The eighth exception is to the denial of a new trial. Under this exception defendant contends that the verdict is against the law and the evidence both on the liability and the damages. As to the liability, we shall first consider the contention that the verdict is against the law. Defendant concedes that the law referred to here is the law which was given to the jury in the charge, but he claims that where the trial justice has made inconsistent statements of law in his charge such inconsistencies may be relied on as a ground for a new trial in a motion therefor which alleges that the verdict is against the law. He asserts that there are such inconsistencies in the charge particularly in the manner in which the trial justice used the term “assault” and also in his statement of the law of assault.
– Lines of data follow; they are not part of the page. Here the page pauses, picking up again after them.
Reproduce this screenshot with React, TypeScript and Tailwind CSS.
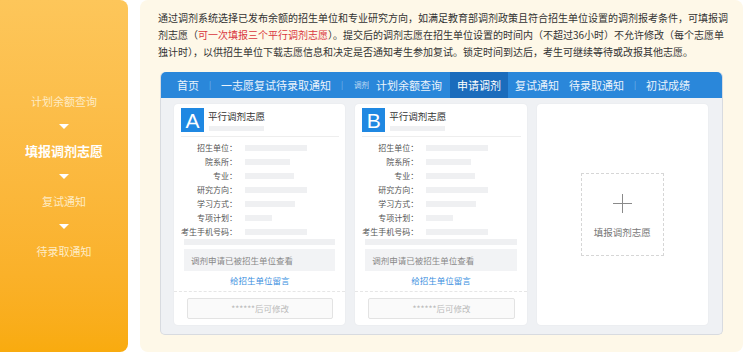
import React from "react";

const FONT = { fontFamily: '"Noto Sans CJK SC", "Noto Sans", sans-serif' };

const steps = [
  { label: "计划余额查询", active: false },
  { label: "填报调剂志愿", active: true },
  { label: "复试通知", active: false },
  { label: "待录取通知", active: false },
];

const fields = [
  { label: "招生单位：", w: 62 },
  { label: "院系所：", w: 45 },
  { label: "专业：", w: 49 },
  { label: "研究方向：", w: 62 },
  { label: "学习方式：", w: 50 },
  { label: "专项计划：", w: 27 },
  { label: "考生手机号码：", w: 62 },
];

const Arrow = () => (
  <div className="h-[25px] flex items-center justify-center">
    <div className="w-0 h-0 border-l-[5px] border-r-[5px] border-t-[5px] border-l-transparent border-r-transparent border-t-white" />
  </div>
);

const Sidebar: React.FC = () => (
  <div className="w-[128px] h-[352px] shrink-0 rounded-r-[8px] bg-linear-to-b from-[#fdc65a] to-[#f9ab0e] flex flex-col justify-center">
    {steps.map((s, i) => (
      <React.Fragment key={s.label}>
        {i > 0 && <Arrow />}
        <div
          className={
            "h-[25px] flex items-center justify-center " +
            (s.active
              ? "text-white text-[13px] font-bold"
              : "text-[#feebc4] text-[11px]")
          }
        >
          {s.label}
        </div>
      </React.Fragment>
    ))}
  </div>
);

const NavBar: React.FC = () => (
  <div className="h-[26px] bg-[#2a87da] flex items-center pl-[11px] text-[11px] text-[#eaf3fc] rounded-t-[5px]">
    <span className="px-[5px]">首页</span>
    <span className="w-[12px] text-center text-[8px] text-white/40">|</span>
    <span className="px-[5px]">一志愿复试待录取通知</span>
    <span className="w-[12px] text-center text-[8px] text-white/40">|</span>
    <span className="ml-[6px] mr-[2px] text-[7.5px] text-white/70">调剂</span>
    <span className="px-[5px]">计划余额查询</span>
    <span className="ml-[3px] px-[7px] h-full flex items-center bg-[#1b6cbc] text-white">
      申请调剂
    </span>
    <span className="ml-[2px] px-[5px]">复试通知</span>
    <span className="px-[5px]">待录取通知</span>
    <span className="w-[12px] text-center text-[8px] text-white/40">|</span>
    <span className="px-[5px]">初试成绩</span>
  </div>
);

const WishCard: React.FC<{ letter: string }> = ({ letter }) => (
  <div className="bg-white rounded-[4px] h-[221px] shadow-[0_0_2px_rgba(0,0,0,0.06)] flex flex-col">
    <div className="h-[32px] flex pt-[4px] pl-[7px]">
      <div
        className="w-[23px] h-[24px] bg-[#1f88e2] text-white flex items-center justify-center text-[21px] leading-none"
        style={{ fontFamily: '"Liberation Sans", Arial, sans-serif' }}
      >
        {letter}
      </div>
      <div className="ml-[4px] flex flex-col">
        <div className="text-[9.5px] leading-[12px] mt-[2px] text-[#333]">平行调剂志愿</div>
        <div className="w-[55px] h-[5px] bg-[#eff0f2] mt-[4px] ml-[1px]" />
      </div>
    </div>
    <div className="h-px bg-[#eeeeee] ml-[7px] mr-[6px]" />
    <div className="pt-[4px]">
      {fields.map((f) => (
        <div key={f.label} className="h-[14px] flex items-center">
          <div className="w-[63px] text-right text-[8px] text-[#555] whitespace-nowrap">
            {f.label}
          </div>
          <div className="ml-[8px] h-[6px] bg-[#eff0f2]" style={{ width: f.w }} />
        </div>
      ))}
    </div>
    <div className="mx-[10px] h-[6px] bg-[#eff0f2]" />
    <div className="mx-[10px] mt-[4px] h-[22px] bg-[#f2f3f5] flex items-center pl-[7px] text-[8.5px] text-[#888]">
      调剂申请已被招生单位查看
    </div>
    <div className="h-[18px] flex items-center justify-center text-[8.5px] text-[#3b8fe0]">
      给招生单位留言
    </div>
    <div className="mt-[2px] border-t border-dashed border-[#e6e6e6]" />
    <div className="mt-[6px] ml-[13px] mr-[12px] h-[21px] border border-[#e3e3e3] bg-[#fafafa] rounded-[2px] flex items-center justify-center text-[8.5px] text-[#bbbbbb]">
      ******后可修改
    </div>
  </div>
);

const AddCard: React.FC = () => (
  <div className="bg-white rounded-[4px] h-[221px] shadow-[0_0_2px_rgba(0,0,0,0.06)] flex items-center justify-center">
    <div className="w-[83px] h-[83px] border border-dashed border-[#d6d6d6] flex flex-col items-center">
      <svg width="19" height="19" viewBox="0 0 19 19" className="mt-[20px]">
        <path d="M9.5 0V19M0 9.5H19" stroke="#8a8a8a" strokeWidth="1" />
      </svg>
      <div className="mt-[12px] text-[9.5px] text-[#777]">填报调剂志愿</div>
    </div>
  </div>
);

export default function App() {
  return (
    <div className="w-[750px] h-[353px] bg-white flex" style={FONT}>
      <Sidebar />
      <div className="ml-[12px] w-[603px] h-[352px] rounded-[8px] bg-[#fef8e8] flex flex-col">
        <p className="pt-[9px] px-[18px] text-[10px] leading-[17px] text-[#333] whitespace-nowrap">
          通过调剂系统选择已发布余额的招生单位和专业研究方向，如满足教育部调剂政策且符合招生单位设置的调剂报考条件，可填报调
          <br />
          剂志愿（<span className="text-[#d9363e]">可一次填报三个平行调剂志愿</span>）。提交后的调剂志愿在招生单位设置的时间内（不超过36小时）不允许修改（每个志愿单
          <br />
          独计时），以供招生单位下载志愿信息和决定是否通知考生参加复试。锁定时间到达后，考生可继续等待或改报其他志愿。
        </p>
        <div className="mx-[20px] mt-[12px] h-[263px] rounded-[5px] border border-t-0 border-[#d8dbe0] bg-[#eff1f4] flex flex-col">
          <NavBar />
          <div className="grid grid-cols-3 gap-[10px] pl-[13px] pr-[14px] pt-[6px]">
            <WishCard letter="A" />
            <WishCard letter="B" />
            <AddCard />
          </div>
        </div>
      </div>
    </div>
  );
}
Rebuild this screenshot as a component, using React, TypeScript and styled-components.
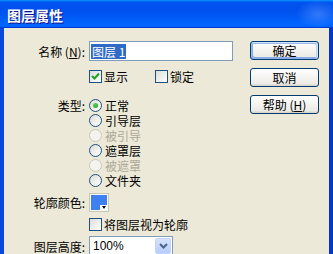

We have carefully examined the charge and we do not find such inconsistencies. In any event the law given to the jury in the charge is the law of the case. The proper time to complain about it and except thereto is when it is given. Only under such an exception do we inquire into its validity. In Greenhalch v. Barber, R. I. 104 A. 769, cited by the defendant there was such an exception. There is none in the case at bar. The question here is: Did the jury follow the law given to them? We think they did, and we further think that the charge, especially in view of the trial justice’s final instructions to the jury, was neither ambiguous nor inconsistent on the issue of self-defense which was the only issue that, in the light of the evidence, the jury had to determine. This contention is, therefore, without merit.

Defendant’s second contention that the verdict is against the evidence is likewise without merit. It is true that defendant’s witnesses outnumbered those of the plaintiff, but it does not necessarily follow that his evidence in proof of his plea of self-defense outweighed the plaintiff’s to the contrary. The trial justice did not rely solely on the testimony of the plaintiff in sustaining the verdict but pointed out in his decision that “On the defendant’s own testimony and on the testimony of the defendant’s wife, the verdict is proper * * And, after reading the transcript, that is the way it appears to us. In any event it is apparent from his decision that he carefully weighed not only the testimony of the witnesses but their credibility. To a large extent the verdict stands or falls on the question of the credibility of the principal witnesses, the parties themselves. These the trial justice has, undertaken to evaluate and he emphatically describes the defendant as the aggressor. Bearing in mind the advantage which the trial justice has over this court in passing upon the credibility of the witnesses testifying before him, we find nothing-in the record which would warrant us in saying that his decision in this respect is clearly wrong.

Finally defendant complains that the damages are excessive. There seems to be no merit in this contention. He concedes that plaintiff’s out-of-pocket loss is $960. There is also reasonably clear proof of a diminution of her earning capacity amounting to $240 at the time of the trial. These items total $1200. They represent merely her exact present pecuniary loss without taking into account any future loss. The remainder of the verdict of $1400 may be properly attributed to pain and suffering. For this element $200 cannot by any stretch of the imagination be called excessive. Plaintiff, as a result of the battery, suffered a fracture of the second joint of' her right thumb and consequent limitation of motion therein. Besides incapacitating her totally for fourteen weeks and requiring medical attention at an expense of $120 it caused her intense pain and continued to do so after she returned to her work as a sewer of cloth in a textile mill. Compensation for such pain and suffering may be compared with that approved in Teolis v. Moscatelli, 44 R. I. 494. In that case, which was an action of assault and battery, a verdict which indicated that the jury had given slightly more than $400 for pain and suffering as a result of injury to the plaintiff’s thumb and some limitation in his arm was not considered excessive.

Harlow & Boudreau, Donald O. Burke, for plaintiff.

JohnP. Cooney, Jr., Luigi DePasquale, John B. Kelaghan, for defendant.

All of the defendant’s exceptions are overruled, and the case is remitted to the superior court for entry of judgment on the verdict.